From the records below, please print only the lines from the one containing "Clone this screenshot" through the one containing "const steps = [0, 1, 2, 3, 4, 5]", both included. Skip the pictures.

RECORDS:
※ ※ ※

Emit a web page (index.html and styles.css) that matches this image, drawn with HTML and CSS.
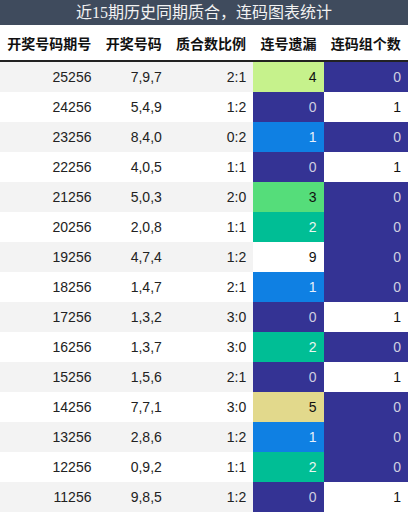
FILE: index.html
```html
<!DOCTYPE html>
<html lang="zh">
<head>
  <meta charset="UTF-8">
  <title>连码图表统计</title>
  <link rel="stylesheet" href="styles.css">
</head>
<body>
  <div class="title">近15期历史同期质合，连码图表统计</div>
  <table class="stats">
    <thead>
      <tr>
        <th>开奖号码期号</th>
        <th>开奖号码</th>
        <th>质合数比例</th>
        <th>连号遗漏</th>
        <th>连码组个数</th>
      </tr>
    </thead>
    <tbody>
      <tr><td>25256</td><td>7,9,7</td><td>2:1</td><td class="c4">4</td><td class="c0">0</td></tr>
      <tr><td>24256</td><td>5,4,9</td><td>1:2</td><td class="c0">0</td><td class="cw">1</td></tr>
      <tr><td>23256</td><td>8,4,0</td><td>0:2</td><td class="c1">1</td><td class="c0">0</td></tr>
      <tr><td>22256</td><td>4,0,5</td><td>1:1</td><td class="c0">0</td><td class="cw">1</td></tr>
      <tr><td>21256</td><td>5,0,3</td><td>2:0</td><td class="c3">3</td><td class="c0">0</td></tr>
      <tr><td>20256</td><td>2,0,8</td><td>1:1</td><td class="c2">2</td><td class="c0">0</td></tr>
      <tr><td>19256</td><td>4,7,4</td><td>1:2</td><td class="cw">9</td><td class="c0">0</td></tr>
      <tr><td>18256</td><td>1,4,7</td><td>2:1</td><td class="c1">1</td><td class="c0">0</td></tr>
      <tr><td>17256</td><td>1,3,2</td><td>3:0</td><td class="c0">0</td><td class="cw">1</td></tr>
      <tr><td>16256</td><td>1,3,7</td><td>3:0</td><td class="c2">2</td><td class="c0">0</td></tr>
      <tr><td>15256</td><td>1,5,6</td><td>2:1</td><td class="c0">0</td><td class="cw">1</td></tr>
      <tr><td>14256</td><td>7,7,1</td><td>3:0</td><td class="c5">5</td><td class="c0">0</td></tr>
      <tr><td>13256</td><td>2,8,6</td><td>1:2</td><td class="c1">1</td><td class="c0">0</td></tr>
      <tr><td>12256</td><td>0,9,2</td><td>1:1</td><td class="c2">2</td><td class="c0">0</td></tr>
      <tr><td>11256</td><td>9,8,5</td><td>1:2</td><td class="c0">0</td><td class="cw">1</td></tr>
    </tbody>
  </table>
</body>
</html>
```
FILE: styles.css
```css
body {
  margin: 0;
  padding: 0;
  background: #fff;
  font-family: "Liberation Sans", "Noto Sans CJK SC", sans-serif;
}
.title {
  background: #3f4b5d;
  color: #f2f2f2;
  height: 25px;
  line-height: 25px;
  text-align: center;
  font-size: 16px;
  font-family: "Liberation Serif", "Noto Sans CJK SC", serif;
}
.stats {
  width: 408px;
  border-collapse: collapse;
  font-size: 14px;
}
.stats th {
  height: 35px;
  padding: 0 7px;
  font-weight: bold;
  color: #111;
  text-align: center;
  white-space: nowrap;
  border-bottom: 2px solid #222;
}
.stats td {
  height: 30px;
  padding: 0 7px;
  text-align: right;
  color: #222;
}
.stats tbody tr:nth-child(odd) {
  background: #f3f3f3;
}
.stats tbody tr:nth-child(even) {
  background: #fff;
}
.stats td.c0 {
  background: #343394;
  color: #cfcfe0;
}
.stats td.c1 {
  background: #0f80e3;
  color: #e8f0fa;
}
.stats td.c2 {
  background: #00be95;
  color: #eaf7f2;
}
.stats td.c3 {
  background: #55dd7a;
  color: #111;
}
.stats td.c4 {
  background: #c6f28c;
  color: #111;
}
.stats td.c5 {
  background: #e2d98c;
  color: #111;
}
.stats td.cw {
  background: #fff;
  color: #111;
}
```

※ ※ ※

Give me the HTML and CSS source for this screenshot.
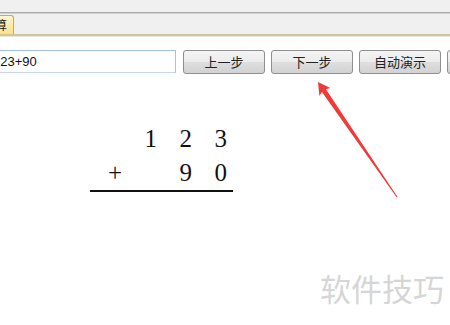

※ ※ ※

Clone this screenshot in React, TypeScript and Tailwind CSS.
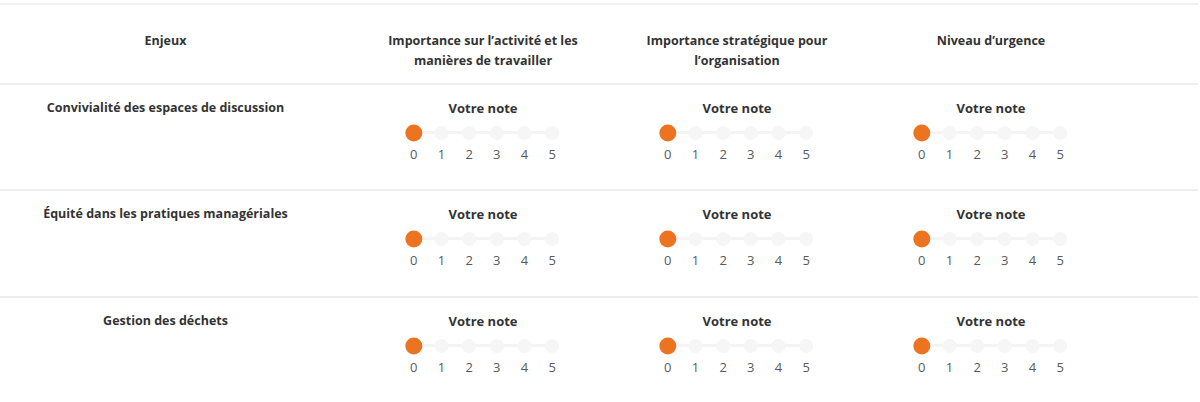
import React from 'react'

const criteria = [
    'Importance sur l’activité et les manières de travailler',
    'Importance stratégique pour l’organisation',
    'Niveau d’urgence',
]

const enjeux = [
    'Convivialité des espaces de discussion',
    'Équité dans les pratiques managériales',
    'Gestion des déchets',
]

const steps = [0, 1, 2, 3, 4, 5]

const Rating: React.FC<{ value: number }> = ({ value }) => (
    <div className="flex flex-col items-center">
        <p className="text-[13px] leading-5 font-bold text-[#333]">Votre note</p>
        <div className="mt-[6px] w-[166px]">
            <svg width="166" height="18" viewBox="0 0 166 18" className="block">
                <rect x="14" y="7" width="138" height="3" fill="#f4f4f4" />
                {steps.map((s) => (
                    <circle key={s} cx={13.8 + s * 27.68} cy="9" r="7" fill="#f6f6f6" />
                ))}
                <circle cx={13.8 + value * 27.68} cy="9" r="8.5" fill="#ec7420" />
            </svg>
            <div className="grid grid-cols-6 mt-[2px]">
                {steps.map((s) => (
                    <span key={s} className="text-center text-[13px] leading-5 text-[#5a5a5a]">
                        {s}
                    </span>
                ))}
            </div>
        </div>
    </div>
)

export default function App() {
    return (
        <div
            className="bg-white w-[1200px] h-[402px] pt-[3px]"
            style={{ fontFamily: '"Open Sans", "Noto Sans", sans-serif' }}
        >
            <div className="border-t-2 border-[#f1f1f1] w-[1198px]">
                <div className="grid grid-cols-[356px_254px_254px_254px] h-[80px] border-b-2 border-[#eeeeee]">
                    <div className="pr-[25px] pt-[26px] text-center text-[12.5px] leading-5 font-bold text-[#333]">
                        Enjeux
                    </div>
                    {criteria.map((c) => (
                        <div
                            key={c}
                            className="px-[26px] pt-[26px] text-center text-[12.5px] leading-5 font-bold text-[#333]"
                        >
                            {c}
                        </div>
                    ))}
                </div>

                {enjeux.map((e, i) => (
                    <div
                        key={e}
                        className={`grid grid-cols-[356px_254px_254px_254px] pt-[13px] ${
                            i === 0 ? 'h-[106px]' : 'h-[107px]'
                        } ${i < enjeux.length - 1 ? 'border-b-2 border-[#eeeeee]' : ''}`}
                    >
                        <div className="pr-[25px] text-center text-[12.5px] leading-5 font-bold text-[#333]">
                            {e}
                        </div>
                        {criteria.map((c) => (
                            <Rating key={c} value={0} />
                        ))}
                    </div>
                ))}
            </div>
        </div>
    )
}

※ ※ ※

ANSWER FOR THIS EXERCISE:
Clone this screenshot in React, TypeScript and Tailwind CSS.
import React from 'react'

const criteria = [
    'Importance sur l’activité et les manières de travailler',
    'Importance stratégique pour l’organisation',
    'Niveau d’urgence',
]

const enjeux = [
    'Convivialité des espaces de discussion',
    'Équité dans les pratiques managériales',
    'Gestion des déchets',
]

const steps = [0, 1, 2, 3, 4, 5]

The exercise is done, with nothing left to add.